A $1,000 grant the Adaptive Recreation Program received from U.S. Paralympics paid to train two staff members as archery coaches and expand two programs. Recreation Programmer Patty Prather, CTRS, and Recreation staff member Michael Bredfield attended the training and are now certified as Level 1 and Level 2 archery coaches. They can teach beginning archery classes, and teach and certify other staff to become Level 1 archery instructors.
Thanks in part to the book “The Hunger Games,” archery has become very popular nationally, especially among young people. As a recreational activity, archery also plays an important part in helping Veterans who acquired a disability during their term of service to recover and return to civilian life. Studies confirm that becoming accomplished in recreational activities can help disabled vets restore their sense of competency. And, sharing positive activities with vets who have had similar combat experiences can be therapeutic.
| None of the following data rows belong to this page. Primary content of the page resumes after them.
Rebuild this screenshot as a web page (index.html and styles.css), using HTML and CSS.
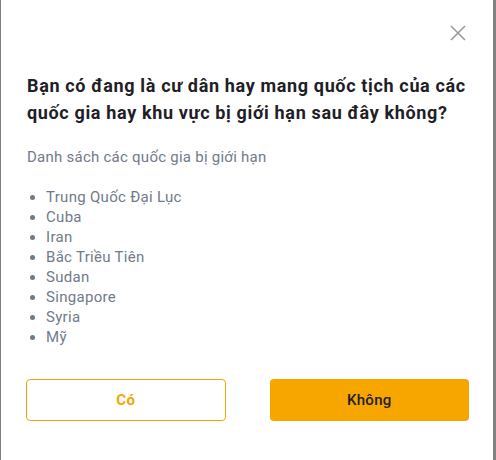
FILE: index.html
```html
<!DOCTYPE html>
<html lang="vi">
<head>
<meta charset="utf-8">
<link rel="stylesheet" href="styles.css">
</head>
<body>
<div class="overlay">
  <div class="modal">
    <div class="modal-head">
      <button class="close" aria-label="Đóng">
        <svg width="16" height="16" viewBox="0 0 16 16"><path d="M1 1L15 15M15 1L1 15" stroke="#9a9a9a" stroke-width="1.6" fill="none"/></svg>
      </button>
    </div>
    <h2 class="title">Bạn có đang là cư dân hay mang quốc tịch của các quốc gia hay khu vực bị giới hạn sau đây không?</h2>
    <p class="subtitle">Danh sách các quốc gia bị giới hạn</p>
    <ul class="countries">
      <li>Trung Quốc Đại Lục</li>
      <li>Cuba</li>
      <li>Iran</li>
      <li>Bắc Triều Tiên</li>
      <li>Sudan</li>
      <li>Singapore</li>
      <li>Syria</li>
      <li>Mỹ</li>
    </ul>
    <div class="actions">
      <button class="btn btn-outline">Có</button>
      <button class="btn btn-solid">Không</button>
    </div>
  </div>
  <div class="side"></div>
</div>
</body>
</html>
```
FILE: styles.css
```css
html, body {
  margin: 0;
  padding: 0;
}
body {
  background: #808080;
  font-family: Roboto, "Noto Sans", sans-serif;
  width: 496px;
  height: 460px;
  overflow: hidden;
}
.overlay {
  display: flex;
  height: 460px;
}
.modal {
  margin-left: 1px;
  width: 492px;
  height: 460px;
  background: #fff;
  box-sizing: border-box;
  padding: 25px 24px 0 25px;
}
.modal-head {
  display: flex;
  justify-content: flex-end;
  height: 16px;
  padding-right: 3px;
}
.close {
  border: 0;
  background: none;
  padding: 0;
  width: 16px;
  height: 16px;
  display: block;
  cursor: pointer;
}
.close svg { display: block; }
.title {
  margin: 31px 0 0 1px;
  font-size: 18px;
  line-height: 27px;
  font-weight: 700;
  color: #1e2026;
  letter-spacing: 0.65px;
}
.subtitle {
  margin: 21px 0 0 1px;
  font-size: 15px;
  line-height: 20px;
  color: #707a8a;
  letter-spacing: 0.25px;
}
.countries {
  margin: 20px 0 0 0;
  padding-left: 20px;
  font-size: 15px;
  line-height: 20px;
  color: #707a8a;
  letter-spacing: 0.3px;
}
.actions {
  display: flex;
  gap: 44px;
  margin-top: 32px;
}
.btn {
  width: 200px;
  height: 42px;
  border-radius: 4px;
  font-family: inherit;
  font-size: 15px;
  font-weight: 700;
  box-sizing: border-box;
  letter-spacing: 0.3px;
}
.btn-outline {
  background: #fff;
  border: 1px solid #f7a600;
  color: #f7a600;
}
.btn-solid {
  background: #f7a600;
  border: 0;
  color: #1e2026;
  font-weight: 500;
}
.side {
  flex: 1;
}
```
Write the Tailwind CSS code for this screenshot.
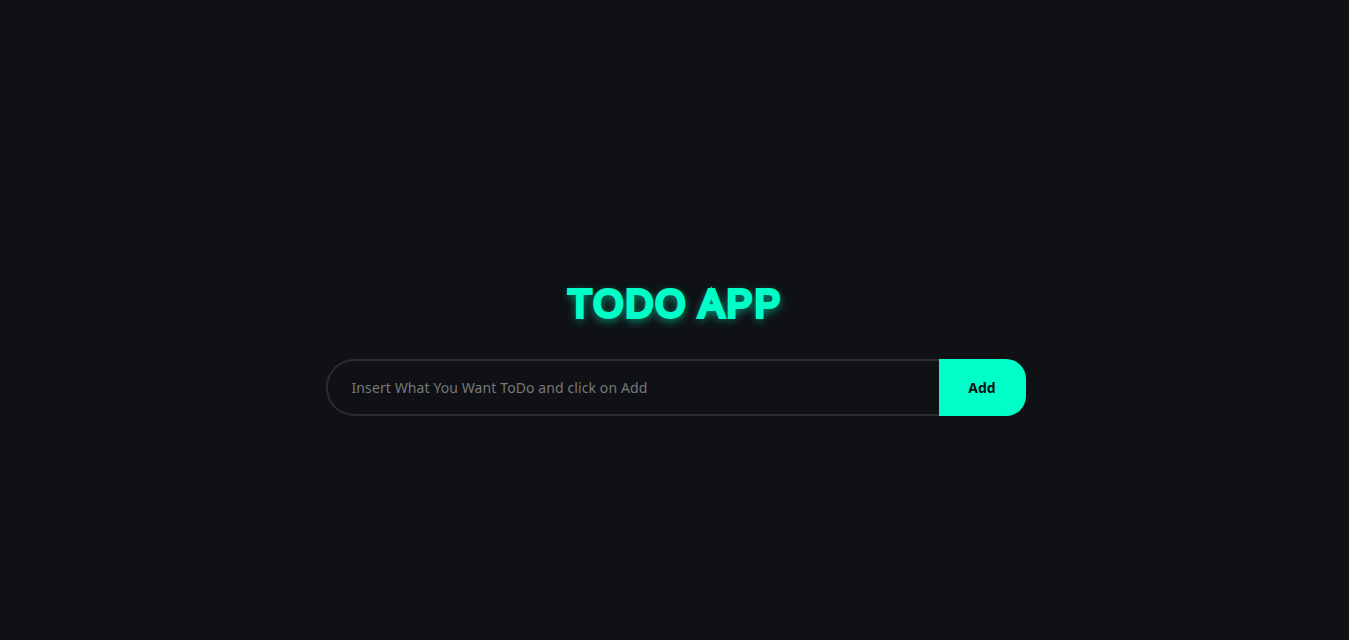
<!DOCTYPE html>
<html lang="en">
<head>
    <meta charset="UTF-8">
    <meta name="viewport" content="width=device-width, initial-scale=1.0">
    <title>Todo App</title>
    <script src="https://cdn.jsdelivr.net/npm/@tailwindcss/browser@4"></script>
</head>
<body class="bg-[#0f1115] font-['Noto_Sans',sans-serif]">
    <div class="h-[640px] flex flex-col items-center pt-[279px]">
        <!-- Title -->
        <h1 class="h-[50px] leading-[50px] ml-[2px] text-[38px] font-normal tracking-[2.6px] text-[#00ffc8] font-['Liberation_Sans',sans-serif] [-webkit-text-stroke:4px_#00ffc8] [text-shadow:0_3px_10px_#00ffc8]">TODO APP</h1>

        <!-- Input row -->
        <form class="flex w-[700px] h-[57px] mt-[30px] ml-[2px]">
            <input type="text" placeholder="Insert What You Want ToDo and click on Add" class="flex-1 min-w-0 bg-transparent border-2 border-r-0 border-[#2a2c30] rounded-l-[28px] pl-[24px] pr-4 text-[14px] tracking-[0.1px] text-white placeholder:text-[#77787b] outline-none">
            <button type="button" class="w-[87px] bg-[#00ffc8] text-[#0f1115] text-[14px] font-bold rounded-r-[20px]">Add</button>
        </form>
    </div>
</body>
</html>
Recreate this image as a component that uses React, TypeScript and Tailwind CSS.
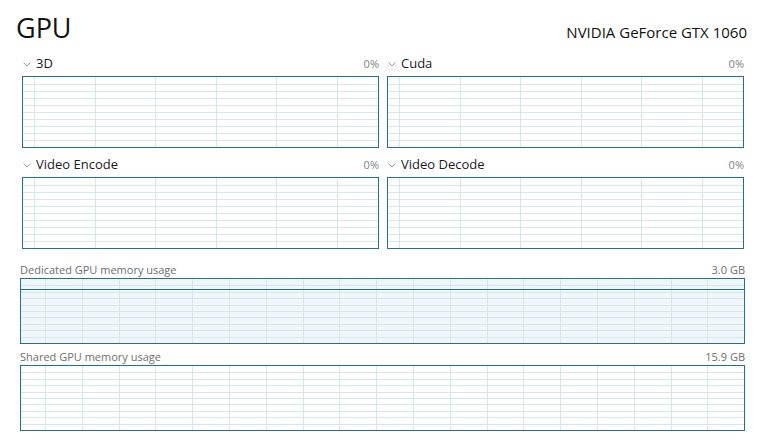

In addition to archery, Adaptive Recreation also offers river rafting, kayaking, biking, skiing, and other activities for disabled veterans.
Recreation’s Youth and Family Program at Petersen Barn began offering archery several years ago. The program has been so popular that an archery club has formed with members traveling to other Oregon cities to compete against other youth and adults.
The training the two received will help the Recreation Division expand its archery opportunities for youth, individuals with disabilities, and provide inclusive archery in Recreation’s after-school programs.